Your task is to copy a single run of lines that starts at the line with "Write a component" and stops at the line with "import clsx from", keeping both ends. Copy nothing else.

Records
------

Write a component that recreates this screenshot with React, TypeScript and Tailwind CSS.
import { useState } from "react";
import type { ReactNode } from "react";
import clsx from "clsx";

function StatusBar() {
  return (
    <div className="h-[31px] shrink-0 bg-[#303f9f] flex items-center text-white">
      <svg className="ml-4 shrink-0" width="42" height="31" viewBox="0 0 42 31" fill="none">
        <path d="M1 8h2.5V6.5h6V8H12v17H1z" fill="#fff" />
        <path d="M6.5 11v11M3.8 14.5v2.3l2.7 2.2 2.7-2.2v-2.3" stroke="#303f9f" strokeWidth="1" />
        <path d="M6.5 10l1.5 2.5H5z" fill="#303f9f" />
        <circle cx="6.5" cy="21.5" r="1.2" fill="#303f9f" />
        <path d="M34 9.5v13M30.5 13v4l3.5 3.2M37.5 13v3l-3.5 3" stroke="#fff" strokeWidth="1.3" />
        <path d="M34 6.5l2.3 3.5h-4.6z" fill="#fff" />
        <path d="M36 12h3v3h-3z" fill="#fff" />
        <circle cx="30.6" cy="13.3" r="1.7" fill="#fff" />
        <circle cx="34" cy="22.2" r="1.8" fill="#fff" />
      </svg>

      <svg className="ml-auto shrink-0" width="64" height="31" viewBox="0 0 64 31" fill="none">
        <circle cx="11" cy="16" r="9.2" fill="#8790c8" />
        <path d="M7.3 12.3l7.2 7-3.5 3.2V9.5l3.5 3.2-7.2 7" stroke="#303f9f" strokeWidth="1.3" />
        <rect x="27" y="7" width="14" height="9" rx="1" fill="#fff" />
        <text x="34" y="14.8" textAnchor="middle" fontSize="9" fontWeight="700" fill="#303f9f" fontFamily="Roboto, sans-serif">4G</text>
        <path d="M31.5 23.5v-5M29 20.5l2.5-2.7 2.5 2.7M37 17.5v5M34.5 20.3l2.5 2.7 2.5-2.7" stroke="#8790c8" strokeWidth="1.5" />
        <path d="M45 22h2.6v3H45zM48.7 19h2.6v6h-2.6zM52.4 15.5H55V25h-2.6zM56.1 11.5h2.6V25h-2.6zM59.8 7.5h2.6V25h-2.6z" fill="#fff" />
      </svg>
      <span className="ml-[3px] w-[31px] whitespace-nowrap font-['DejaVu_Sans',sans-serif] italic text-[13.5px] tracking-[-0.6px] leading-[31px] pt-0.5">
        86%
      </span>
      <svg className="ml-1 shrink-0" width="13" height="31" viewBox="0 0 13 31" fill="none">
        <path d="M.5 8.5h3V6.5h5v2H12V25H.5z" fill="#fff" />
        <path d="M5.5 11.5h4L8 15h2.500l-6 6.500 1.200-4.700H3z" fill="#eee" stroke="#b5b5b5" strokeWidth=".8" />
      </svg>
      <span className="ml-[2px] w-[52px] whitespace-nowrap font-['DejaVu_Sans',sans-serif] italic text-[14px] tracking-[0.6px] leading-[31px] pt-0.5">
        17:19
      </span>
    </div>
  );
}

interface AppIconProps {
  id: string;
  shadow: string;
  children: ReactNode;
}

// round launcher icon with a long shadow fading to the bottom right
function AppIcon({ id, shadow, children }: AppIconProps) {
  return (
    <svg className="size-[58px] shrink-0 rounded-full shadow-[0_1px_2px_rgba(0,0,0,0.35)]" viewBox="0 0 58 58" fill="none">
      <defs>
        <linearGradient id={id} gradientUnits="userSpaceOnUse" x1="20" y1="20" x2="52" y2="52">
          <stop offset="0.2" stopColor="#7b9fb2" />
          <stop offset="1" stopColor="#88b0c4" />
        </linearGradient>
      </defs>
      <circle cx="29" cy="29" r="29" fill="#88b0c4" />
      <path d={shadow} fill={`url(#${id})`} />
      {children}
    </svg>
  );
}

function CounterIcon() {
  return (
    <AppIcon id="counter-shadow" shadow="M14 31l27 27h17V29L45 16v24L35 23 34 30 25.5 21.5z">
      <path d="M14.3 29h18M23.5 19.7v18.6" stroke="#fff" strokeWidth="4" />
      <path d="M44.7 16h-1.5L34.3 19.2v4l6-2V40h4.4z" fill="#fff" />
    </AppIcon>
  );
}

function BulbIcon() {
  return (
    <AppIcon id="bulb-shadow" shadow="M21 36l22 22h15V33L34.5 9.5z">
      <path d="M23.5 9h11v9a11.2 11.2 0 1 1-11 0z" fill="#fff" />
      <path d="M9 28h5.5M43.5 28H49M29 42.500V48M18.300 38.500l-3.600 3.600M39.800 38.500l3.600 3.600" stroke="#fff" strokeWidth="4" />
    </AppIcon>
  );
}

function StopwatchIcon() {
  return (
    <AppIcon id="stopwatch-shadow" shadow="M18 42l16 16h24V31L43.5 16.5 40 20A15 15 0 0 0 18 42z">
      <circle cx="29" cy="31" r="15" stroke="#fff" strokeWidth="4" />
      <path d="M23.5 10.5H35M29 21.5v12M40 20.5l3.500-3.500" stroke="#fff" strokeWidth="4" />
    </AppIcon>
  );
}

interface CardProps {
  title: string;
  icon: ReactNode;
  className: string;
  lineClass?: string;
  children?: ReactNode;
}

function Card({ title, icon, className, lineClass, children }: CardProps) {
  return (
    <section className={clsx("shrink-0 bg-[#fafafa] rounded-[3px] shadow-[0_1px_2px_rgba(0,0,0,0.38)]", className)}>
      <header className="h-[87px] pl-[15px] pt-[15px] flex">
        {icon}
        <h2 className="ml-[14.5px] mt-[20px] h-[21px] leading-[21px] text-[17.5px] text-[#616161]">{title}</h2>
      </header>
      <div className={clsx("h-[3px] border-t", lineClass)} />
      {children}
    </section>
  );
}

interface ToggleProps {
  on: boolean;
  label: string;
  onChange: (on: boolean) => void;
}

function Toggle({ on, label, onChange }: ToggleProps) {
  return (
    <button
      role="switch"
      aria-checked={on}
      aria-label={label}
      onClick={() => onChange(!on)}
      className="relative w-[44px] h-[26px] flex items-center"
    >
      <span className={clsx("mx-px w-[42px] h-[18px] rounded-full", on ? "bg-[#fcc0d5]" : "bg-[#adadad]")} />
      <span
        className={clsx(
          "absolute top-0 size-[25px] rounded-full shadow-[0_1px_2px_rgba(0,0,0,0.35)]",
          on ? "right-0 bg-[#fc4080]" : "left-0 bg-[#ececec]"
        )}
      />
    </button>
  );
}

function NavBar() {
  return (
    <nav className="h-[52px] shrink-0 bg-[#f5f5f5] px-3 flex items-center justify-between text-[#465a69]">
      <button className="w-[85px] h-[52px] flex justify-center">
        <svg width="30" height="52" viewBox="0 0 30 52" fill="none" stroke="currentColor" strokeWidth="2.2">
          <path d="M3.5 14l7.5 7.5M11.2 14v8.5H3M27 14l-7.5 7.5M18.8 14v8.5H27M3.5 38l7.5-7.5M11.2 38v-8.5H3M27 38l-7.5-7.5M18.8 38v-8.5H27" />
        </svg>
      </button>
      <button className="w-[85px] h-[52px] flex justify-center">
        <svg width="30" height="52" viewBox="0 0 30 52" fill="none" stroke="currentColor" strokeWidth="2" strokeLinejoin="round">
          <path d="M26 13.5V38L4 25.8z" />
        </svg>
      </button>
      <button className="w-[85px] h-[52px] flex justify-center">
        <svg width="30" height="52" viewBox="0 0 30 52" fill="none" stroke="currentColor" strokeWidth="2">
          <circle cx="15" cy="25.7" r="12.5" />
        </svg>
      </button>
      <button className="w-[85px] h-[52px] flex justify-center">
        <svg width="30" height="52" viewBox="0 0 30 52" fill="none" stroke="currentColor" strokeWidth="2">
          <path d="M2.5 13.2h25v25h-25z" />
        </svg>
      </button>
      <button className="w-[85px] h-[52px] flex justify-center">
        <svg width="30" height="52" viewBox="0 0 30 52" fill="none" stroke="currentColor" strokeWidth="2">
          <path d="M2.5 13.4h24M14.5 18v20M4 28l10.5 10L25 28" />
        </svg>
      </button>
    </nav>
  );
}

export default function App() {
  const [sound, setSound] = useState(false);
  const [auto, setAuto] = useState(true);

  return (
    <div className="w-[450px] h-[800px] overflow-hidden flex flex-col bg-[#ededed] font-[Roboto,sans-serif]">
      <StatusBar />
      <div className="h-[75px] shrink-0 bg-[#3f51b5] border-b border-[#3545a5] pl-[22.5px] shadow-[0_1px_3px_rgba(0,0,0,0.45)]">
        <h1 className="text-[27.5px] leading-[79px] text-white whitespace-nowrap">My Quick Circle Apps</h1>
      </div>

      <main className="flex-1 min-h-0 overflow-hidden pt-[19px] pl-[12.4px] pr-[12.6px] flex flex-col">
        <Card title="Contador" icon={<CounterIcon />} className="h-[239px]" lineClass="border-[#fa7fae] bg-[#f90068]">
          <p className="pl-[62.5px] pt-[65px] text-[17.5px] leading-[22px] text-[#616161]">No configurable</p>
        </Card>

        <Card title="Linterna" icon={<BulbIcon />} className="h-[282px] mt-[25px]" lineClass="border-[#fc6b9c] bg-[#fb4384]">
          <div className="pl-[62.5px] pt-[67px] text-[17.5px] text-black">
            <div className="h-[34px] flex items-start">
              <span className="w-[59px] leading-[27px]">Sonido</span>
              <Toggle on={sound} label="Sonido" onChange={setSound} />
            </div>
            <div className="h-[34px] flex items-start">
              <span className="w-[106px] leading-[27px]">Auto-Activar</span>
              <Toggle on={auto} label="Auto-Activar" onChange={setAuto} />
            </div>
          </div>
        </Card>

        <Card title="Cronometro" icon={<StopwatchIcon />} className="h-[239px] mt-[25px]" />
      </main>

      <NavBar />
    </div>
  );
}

------

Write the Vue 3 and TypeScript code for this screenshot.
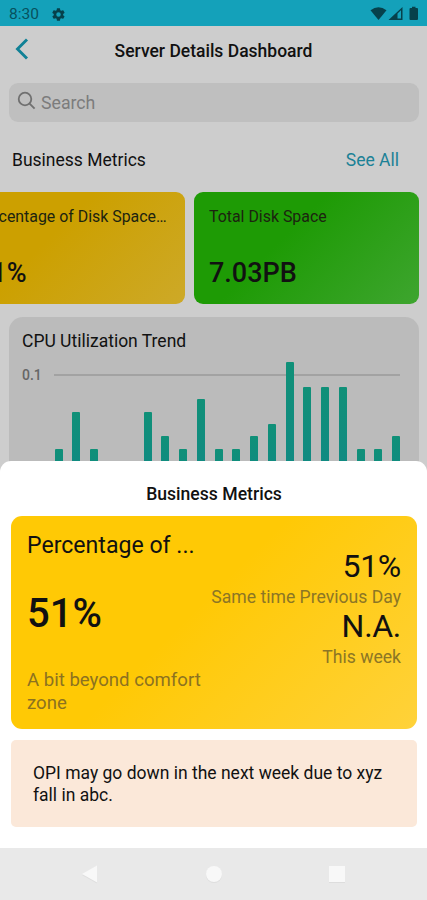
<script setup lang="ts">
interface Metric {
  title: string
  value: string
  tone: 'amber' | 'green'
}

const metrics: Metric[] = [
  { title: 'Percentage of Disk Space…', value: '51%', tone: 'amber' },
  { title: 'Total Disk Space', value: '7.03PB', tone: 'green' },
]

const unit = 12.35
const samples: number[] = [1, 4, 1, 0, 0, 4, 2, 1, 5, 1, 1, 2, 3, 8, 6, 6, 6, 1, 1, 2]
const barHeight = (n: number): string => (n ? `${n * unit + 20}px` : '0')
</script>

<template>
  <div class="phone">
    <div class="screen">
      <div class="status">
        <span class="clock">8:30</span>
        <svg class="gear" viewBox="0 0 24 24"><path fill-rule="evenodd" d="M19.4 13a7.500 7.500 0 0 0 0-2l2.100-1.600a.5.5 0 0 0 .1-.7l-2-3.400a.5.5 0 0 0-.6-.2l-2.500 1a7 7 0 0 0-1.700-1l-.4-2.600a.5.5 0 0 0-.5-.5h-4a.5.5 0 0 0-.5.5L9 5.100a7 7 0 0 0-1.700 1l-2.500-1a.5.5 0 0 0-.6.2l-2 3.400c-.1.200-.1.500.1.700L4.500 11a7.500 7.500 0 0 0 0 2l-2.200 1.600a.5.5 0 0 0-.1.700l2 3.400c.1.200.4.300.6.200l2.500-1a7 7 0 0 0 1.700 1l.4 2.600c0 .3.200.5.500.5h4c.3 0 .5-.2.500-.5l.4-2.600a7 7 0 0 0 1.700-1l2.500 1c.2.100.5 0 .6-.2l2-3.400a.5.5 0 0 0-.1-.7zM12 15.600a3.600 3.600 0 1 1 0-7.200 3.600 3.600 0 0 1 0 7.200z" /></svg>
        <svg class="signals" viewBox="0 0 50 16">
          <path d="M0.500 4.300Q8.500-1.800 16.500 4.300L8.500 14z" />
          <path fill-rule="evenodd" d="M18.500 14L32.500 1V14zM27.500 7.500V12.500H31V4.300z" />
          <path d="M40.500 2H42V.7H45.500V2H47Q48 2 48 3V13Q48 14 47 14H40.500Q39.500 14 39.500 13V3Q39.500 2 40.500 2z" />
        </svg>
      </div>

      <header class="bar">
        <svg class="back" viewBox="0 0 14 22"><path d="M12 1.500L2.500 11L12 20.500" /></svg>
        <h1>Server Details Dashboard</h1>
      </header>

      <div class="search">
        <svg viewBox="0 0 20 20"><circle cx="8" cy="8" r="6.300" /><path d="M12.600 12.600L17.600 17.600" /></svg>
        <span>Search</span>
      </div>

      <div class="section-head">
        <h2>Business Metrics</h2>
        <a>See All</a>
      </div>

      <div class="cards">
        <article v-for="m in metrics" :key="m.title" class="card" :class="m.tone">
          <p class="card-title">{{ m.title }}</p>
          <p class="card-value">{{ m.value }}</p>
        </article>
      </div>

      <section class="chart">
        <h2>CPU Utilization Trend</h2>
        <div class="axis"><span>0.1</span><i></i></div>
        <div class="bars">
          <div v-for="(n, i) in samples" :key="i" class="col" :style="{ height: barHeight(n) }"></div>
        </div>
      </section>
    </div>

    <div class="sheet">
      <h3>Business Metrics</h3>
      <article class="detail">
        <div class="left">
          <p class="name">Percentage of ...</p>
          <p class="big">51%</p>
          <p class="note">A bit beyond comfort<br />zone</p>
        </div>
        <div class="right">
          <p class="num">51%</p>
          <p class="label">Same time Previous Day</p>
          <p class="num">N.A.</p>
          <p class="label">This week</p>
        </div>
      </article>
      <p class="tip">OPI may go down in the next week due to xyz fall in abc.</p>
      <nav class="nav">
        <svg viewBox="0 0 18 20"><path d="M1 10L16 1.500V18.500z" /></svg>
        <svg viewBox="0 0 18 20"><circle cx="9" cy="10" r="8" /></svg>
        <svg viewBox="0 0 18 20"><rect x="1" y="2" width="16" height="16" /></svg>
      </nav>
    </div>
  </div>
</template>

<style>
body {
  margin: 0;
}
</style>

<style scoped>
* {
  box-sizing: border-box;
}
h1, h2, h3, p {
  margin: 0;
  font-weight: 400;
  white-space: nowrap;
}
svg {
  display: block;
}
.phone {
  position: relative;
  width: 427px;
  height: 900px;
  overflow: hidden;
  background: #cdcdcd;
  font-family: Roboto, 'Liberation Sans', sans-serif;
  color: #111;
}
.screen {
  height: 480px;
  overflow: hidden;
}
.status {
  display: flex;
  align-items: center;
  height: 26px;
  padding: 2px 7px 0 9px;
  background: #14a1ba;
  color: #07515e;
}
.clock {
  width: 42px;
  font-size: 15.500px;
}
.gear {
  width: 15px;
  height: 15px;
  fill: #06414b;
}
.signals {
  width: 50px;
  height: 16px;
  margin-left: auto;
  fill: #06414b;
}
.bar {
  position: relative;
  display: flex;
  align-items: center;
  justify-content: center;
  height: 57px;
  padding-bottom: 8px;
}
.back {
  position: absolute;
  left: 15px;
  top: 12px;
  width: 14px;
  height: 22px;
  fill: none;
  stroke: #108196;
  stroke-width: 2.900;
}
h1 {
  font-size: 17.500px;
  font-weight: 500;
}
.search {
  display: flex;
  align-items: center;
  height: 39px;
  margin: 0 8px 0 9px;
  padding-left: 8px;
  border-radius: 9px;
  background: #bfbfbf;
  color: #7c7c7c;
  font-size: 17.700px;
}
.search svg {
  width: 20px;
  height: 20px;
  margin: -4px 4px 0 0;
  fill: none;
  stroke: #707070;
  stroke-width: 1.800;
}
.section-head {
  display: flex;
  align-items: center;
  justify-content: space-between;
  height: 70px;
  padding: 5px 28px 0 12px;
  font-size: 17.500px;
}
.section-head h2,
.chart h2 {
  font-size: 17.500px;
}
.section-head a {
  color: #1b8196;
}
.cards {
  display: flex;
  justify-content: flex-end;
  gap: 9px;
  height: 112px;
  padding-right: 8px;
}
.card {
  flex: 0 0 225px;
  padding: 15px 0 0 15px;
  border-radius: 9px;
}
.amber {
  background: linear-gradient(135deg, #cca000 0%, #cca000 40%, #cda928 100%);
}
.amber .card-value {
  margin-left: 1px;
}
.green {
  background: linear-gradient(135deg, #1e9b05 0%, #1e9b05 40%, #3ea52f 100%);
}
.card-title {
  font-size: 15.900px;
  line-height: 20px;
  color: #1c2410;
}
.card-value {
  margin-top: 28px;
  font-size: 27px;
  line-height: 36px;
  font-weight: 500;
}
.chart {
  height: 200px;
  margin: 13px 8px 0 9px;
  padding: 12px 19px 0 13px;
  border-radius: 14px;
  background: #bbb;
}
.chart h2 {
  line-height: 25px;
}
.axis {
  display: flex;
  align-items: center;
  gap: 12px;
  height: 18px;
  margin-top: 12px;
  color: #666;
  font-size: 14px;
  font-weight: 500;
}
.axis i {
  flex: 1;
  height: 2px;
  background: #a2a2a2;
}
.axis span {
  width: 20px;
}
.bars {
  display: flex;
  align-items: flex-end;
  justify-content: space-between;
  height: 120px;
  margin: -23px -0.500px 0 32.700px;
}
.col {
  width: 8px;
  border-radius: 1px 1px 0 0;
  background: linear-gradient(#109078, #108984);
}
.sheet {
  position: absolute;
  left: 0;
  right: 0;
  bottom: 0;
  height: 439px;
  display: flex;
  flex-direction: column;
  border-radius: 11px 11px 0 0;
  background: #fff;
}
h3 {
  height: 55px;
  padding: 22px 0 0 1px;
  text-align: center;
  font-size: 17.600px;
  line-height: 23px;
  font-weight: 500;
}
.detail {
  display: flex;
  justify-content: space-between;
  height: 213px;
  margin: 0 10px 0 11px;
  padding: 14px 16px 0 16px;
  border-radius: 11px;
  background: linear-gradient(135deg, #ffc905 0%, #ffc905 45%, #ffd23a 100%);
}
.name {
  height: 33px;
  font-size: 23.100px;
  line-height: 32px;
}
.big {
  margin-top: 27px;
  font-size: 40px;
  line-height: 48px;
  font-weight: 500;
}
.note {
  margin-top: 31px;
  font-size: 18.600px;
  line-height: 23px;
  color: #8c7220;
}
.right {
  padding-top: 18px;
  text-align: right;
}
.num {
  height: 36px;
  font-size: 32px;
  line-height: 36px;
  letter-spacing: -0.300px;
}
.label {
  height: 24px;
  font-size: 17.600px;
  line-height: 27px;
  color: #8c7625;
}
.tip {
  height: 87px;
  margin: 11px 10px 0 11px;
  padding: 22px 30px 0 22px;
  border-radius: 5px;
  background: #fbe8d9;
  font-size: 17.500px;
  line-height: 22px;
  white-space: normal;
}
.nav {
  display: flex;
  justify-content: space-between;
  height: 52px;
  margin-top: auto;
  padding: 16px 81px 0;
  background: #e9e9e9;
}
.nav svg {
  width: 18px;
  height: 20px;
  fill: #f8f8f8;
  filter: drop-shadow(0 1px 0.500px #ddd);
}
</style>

------

Written answer:
Write a component that recreates this screenshot with React, TypeScript and Tailwind CSS.
import { useState } from "react";
import type { ReactNode } from "react";
import clsx from "clsx";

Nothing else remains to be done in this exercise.